All this wave which has been generated over the last many years, over the last decades since, in fact since the inception of this heinous regime. This shows that the regime is close to an end, and that must be understood thoroughly by international public opinion. And we are in parliament, in the Italian parliament. As far as the committee I have the honor to promote and to bring forward, it is something that must be rooted deeply not only in the conscience of the people of the public opinion in Europe, but in the deliberation and in the political will of the political leaders all over Europe and all over the world. Entering this Magnificent Realization, which is Ashraf 3, and Visiting Something That I have read about, I have seen I have watched in The Previous City Ashraf Two and In Other Location where displays such as in Villepint, the General convention that I had the honor to attend a number of times thanks to the invitation of President-elect Rajavi. But visiting tonight this hall and the hall of the memory of the genocide which was inflicted upon you by the regime and has been inflicted all over the time and even before by a criminal dictator who was calling himself the King of Iran.

The Shah of Iran. All this long history of fight, belief, faith in freedom must be rooted deeply in our memory, as it is in your memory, and must become a real flame, understood not only by you at the entrance of this marvelous Ashraf three. But it’s a flame which must warm the hearts and clear the minds of those who are talking nowadays about Iran, sometimes without understanding properly what is going on in that country and what is going on among the diasporas, the Iranian political refugees, the Iranian communities of this community which belongs, surely and truly belongs to the resistance. So coming here, it is a very important personal and political experience. And I’m very glad to share this experience with my two important colleagues in the italian parliament because it is something that allows us whatever is our previous history and our political life or personal culture, it is something which enriches each one who crosses that door with the flame depicted, the flame of liberty. And everybody should come here to understand what fighting for liberty truly means. Means You, means that hall, means the sacrifices, the horror which are displayed and documented and witnessed by the survivors and their witnesses, by the families of the survivors.

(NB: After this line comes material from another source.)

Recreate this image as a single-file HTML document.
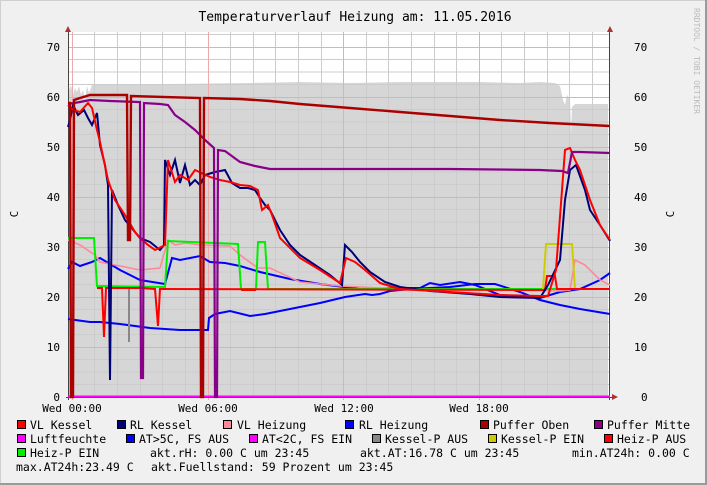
<!DOCTYPE html>
<html><head><meta charset="utf-8"><style>
html,body{margin:0;padding:0;background:#f0f0f0}
svg{display:block}
</style></head><body>
<svg width="707" height="485" xmlns="http://www.w3.org/2000/svg" font-family="DejaVu Sans Mono, Liberation Mono, monospace">
<rect x="0" y="0" width="707" height="485" fill="#f0f0f0"/>
<rect x="0.5" y="0.5" width="706" height="484" fill="none" stroke="#cfcfcf"/>
<rect x="705" y="0" width="2" height="485" fill="#9a9a9a"/>
<rect x="0" y="483" width="707" height="2" fill="#9a9a9a"/>
<text x="355" y="21" font-size="13" text-anchor="middle" fill="#000">Temperaturverlauf Heizung am: 11.05.2016</text>
<text transform="translate(694,8) rotate(90)" font-size="8" fill="#bbb">RRDTOOL / TOBI OETIKER</text>
<!-- plot bg -->
<rect x="68" y="32" width="542" height="365" fill="#fff"/>
<!-- gray area -->
<polygon fill="#d6d6d6" points="69,397 69,90 71,85 73,95 75,88 77,92 79,86 81,95 83,90 85,100 87,86 89,93 92,85 96,84 170,84 250,83 300,82 350,83 400,82 480,82 520,83 540,82 555,83 560,86 563,100 565,105 567,95 570,100 571,135 572,107 575,104 600,104 608,104 608,397"/>
<!-- grid -->
<g stroke="#cccccc" stroke-width="1">
<path d="M68,384.5H610M68,372H610M68,359.5H610M68,334.5H610M68,322H610M68,309.5H610M68,284.5H610M68,272H610M68,259.5H610M68,234.5H610M68,222H610M68,209.5H610M68,184.5H610M68,172H610M68,159.5H610M68,134.5H610M68,122H610M68,109.5H610M68,84.5H610M68,72H610M68,59.5H610M68,34.5H610"/>
<path d="M94.5,32V397M117.5,32V397M140.5,32V397M162.5,32V397M185.5,32V397M230.5,32V397M253.5,32V397M275.5,32V397M298.5,32V397M321.5,32V397M366.5,32V397M388.5,32V397M411.5,32V397M434.5,32V397M456.5,32V397M501.5,32V397M524.5,32V397M547.5,32V397M569.5,32V397M592.5,32V397"/>
</g>
<g stroke="#eeaaaa" stroke-width="1">
<path d="M68,347.5H610M68,297.5H610M68,247.5H610M68,197.5H610M68,147.5H610M68,97.5H610M68,47.5H610"/>
<path d="M72.5,32V400M208.5,32V400M343.5,32V400M479.5,32V400"/>
</g>
<!-- axes -->
<path d="M68.5,30V400M609.5,30V400M66,397.5H615" stroke="#444" stroke-width="1"/>
<polygon points="65,32 71,32 68,26" fill="#a33"/>
<polygon points="607,32 613,32 610,26" fill="#a33"/>
<polygon points="612,394 612,400 618,397" fill="#a33"/>
<!-- Luftfeuchte -->
<path d="M68,396.5H610" stroke="#ff00ff" stroke-width="2"/>
<!-- blue lower AT -->
<polyline fill="none" stroke="#0000ff" stroke-width="2" points="68,319 90,322 100,322 120,324 150,328 180,330 208,330 209,318 215,314 230,311 250,316 265,314 290,309 320,303 345,297 365,294 372,295 380,294 390,291 410,289 450,287 475,284 495,284 520,292 540,300 560,305 580,309 610,314"/>
<!-- RL Heizung -->
<polyline fill="none" stroke="#0000ff" stroke-width="2" points="68,269 72,262 80,266 92,262 96,260 100,258 110,264 120,270 130,275 140,280 165,284 172,258 180,260 190,258 200,256 210,262 225,263 240,266 260,272 290,279 320,284 360,289 400,288 420,288 430,283 440,285 460,282 475,285 500,295 540,298 560,292 580,289 600,280 610,273"/>
<!-- VL Heizung -->
<polyline fill="none" stroke="#ff8899" stroke-width="1.6" points="68,240 80,245 95,255 100,262 120,266 140,270 160,268 168,240 175,245 185,243 200,245 230,246 240,255 258,268 270,268 300,282 340,286 400,289 500,290 560,291 570,290 575,260 585,265 600,280 610,285"/>
<!-- Heiz-P EIN green -->
<polyline fill="none" stroke="#00ee00" stroke-width="2" points="68,238 94,238 97,286 165,287 168,241 238,244 241,289 256,289 258,242 265,242 268,289 610,289"/>
<!-- Kessel-P EIN -->
<polyline fill="none" stroke="#cccc00" stroke-width="2" points="543,289 546,244 572,244 575,289"/>
<!-- Kessel-P AUS gray -->
<path d="M129,289V342" stroke="#888" stroke-width="2"/>
<!-- Heiz-P AUS red -->
<polyline fill="none" stroke="#ff0000" stroke-width="2" points="97,288 102,288 104,337 106,288 140,288 155,289 158,326 160,289 163,289 545,290 547,276 555,276 557,289 610,289"/>
<!-- RL Kessel -->
<polyline fill="none" stroke="#000077" stroke-width="2" points="68,127 70,120 73,105 78,115 84,110 88,118 92,125 97,113 100,145 105,165 108,185 110,380 112,190 118,205 125,220 135,232 140,238 150,242 160,250 164,245 165,160 170,175 175,160 180,183 185,165 190,185 195,180 200,185 205,175 215,172 225,170 232,183 240,188 248,188 255,190 260,198 265,205 270,210 280,230 290,245 300,255 315,265 330,275 342,285 345,245 352,252 360,262 370,272 385,282 400,287 430,291 470,294 500,297 540,298 548,285 560,260 565,200 570,170 576,165 585,190 590,210 600,225 610,241"/>
<!-- VL Kessel -->
<polyline fill="none" stroke="#ff0000" stroke-width="2" points="68,105 73,110 80,112 88,103 92,108 97,130 100,142 108,180 115,200 125,215 135,232 140,238 148,245 155,250 165,245 168,160 175,182 180,175 188,180 195,170 210,177 220,180 230,182 240,185 250,186 258,190 262,210 268,205 272,215 280,238 300,258 320,270 340,283 346,258 355,262 365,270 380,283 400,289 450,292 500,295 540,296 548,296 556,270 565,150 570,148 575,160 580,170 590,200 600,225 610,240"/>
<path d="M241,290H256" stroke="#ff0000" stroke-width="2"/>
<!-- Puffer Mitte -->
<polyline fill="none" stroke="#880088" stroke-width="2.2" points="68,104 80,102 90,100 110,101 138,102 140,102 141,378 143,378 144,103 160,104 168,105 175,115 185,122 195,130 205,140 214,148 215,397 217,397 218,150 225,151 240,162 255,166 270,169 300,169 350,169 450,169 540,170 562,171 568,173 572,152 580,152 610,153"/>
<!-- Puffer Oben -->
<polyline fill="none" stroke="#aa0000" stroke-width="2.4" points="68,103 70,103 71,397 73,397 74,100 80,98 90,95 110,95 127,95 128,240 130,240 131,96 200,98 201,397 203,397 204,98 240,99 270,101 300,104 350,108 400,112 450,116 500,120 550,123 610,126"/>
<!-- y labels -->
<g font-size="11" fill="#000">
<text x="60" y="51" text-anchor="end">70</text><text x="60" y="101" text-anchor="end">60</text><text x="60" y="151" text-anchor="end">50</text><text x="60" y="201" text-anchor="end">40</text><text x="60" y="251" text-anchor="end">30</text><text x="60" y="301" text-anchor="end">20</text><text x="60" y="351" text-anchor="end">10</text><text x="60" y="401" text-anchor="end">0</text>
<text x="634" y="51">70</text><text x="634" y="101">60</text><text x="634" y="151">50</text><text x="634" y="201">40</text><text x="634" y="251">30</text><text x="634" y="301">20</text><text x="634" y="351">10</text><text x="641" y="401">0</text>
<text transform="translate(18,214) rotate(-90)" text-anchor="middle">C</text>
<text transform="translate(674,214) rotate(-90)" text-anchor="middle">C</text>
<text x="72" y="412" text-anchor="middle">Wed 00:00</text>
<text x="208" y="412" text-anchor="middle">Wed 06:00</text>
<text x="344" y="412" text-anchor="middle">Wed 12:00</text>
<text x="479" y="412" text-anchor="middle">Wed 18:00</text>
</g>
<!-- legend -->
<g stroke="#000" stroke-width="1">
<rect x="17.5" y="420.5" width="8" height="8" fill="#ff0000"/>
<rect x="117.5" y="420.5" width="8" height="8" fill="#000077"/>
<rect x="223.5" y="420.5" width="8" height="8" fill="#ff8899"/>
<rect x="345.5" y="420.5" width="8" height="8" fill="#0000ff"/>
<rect x="480.5" y="420.5" width="8" height="8" fill="#aa0000"/>
<rect x="594.5" y="420.5" width="8" height="8" fill="#880088"/>
<rect x="17.5" y="434.5" width="8" height="8" fill="#ff00ff"/>
<rect x="126.5" y="434.5" width="8" height="8" fill="#0000ff"/>
<rect x="249.5" y="434.5" width="8" height="8" fill="#ff00ff"/>
<rect x="372.5" y="434.5" width="8" height="8" fill="#888"/>
<rect x="488.5" y="434.5" width="8" height="8" fill="#cccc00"/>
<rect x="604.5" y="434.5" width="8" height="8" fill="#ff0000"/>
<rect x="17.5" y="448.5" width="8" height="8" fill="#00ee00"/>
</g>
<g font-size="11.5" fill="#000" xml:space="preserve">
<text x="30" y="429">VL Kessel</text>
<text x="130" y="429">RL Kessel</text>
<text x="237" y="429">VL Heizung</text>
<text x="359" y="429">RL Heizung</text>
<text x="493" y="429">Puffer Oben</text>
<text x="607" y="429">Puffer Mitte</text>
<text x="30" y="443">Luftfeuchte</text>
<text x="139" y="443">AT&gt;5C, FS AUS</text>
<text x="262" y="443">AT&lt;2C, FS EIN</text>
<text x="385" y="443">Kessel-P AUS</text>
<text x="501" y="443">Kessel-P EIN</text>
<text x="617" y="443">Heiz-P AUS</text>
<text x="30" y="457">Heiz-P EIN</text>
<text x="150" y="457">akt.rH: 0.00 C um 23:45</text>
<text x="360" y="457">akt.AT:16.78 C um 23:45</text>
<text x="572" y="457">min.AT24h: 0.00 C</text>
<text x="16" y="471">max.AT24h:23.49 C</text>
<text x="151" y="471">akt.Fuellstand:   59 Prozent um 23:45</text>
</g>
</svg>
</body></html>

Like the young lady who I saw in a picture as a young daughter, seven or eight years old, of a hero of the resistance was just about to be murdered because of a fatwa of a crazy Ayatollah Khomeini had obliged his killers to hang 30,000 political prisoners in 1988, and killers who were able to go to Switzerland to kill the brother of Massoud Rajavi, Ambassador Rajavi because it was a danger for the regime. And it was a danger for the regime because he was able to collect true and undisputable evidence that the genocide that being carried on three years before his murder and the united nations could have been able and should have had the duty to denounce it as a genocide. And now, now the satisfaction, thanks to the efforts of your organization of the resistance, of Madame Rajavi and her, all of you, but also the leadership of your movement, thanks to this effort. Justice is coming. International justice is coming. A plot was discovered in Switzerland. Twelve people, twelve killers had been identified already many years ago, but a couple of years ago, there was a decision by the federal prosecutor to change the reason of the prosecution, to change from a terrorist act into attempted genocide.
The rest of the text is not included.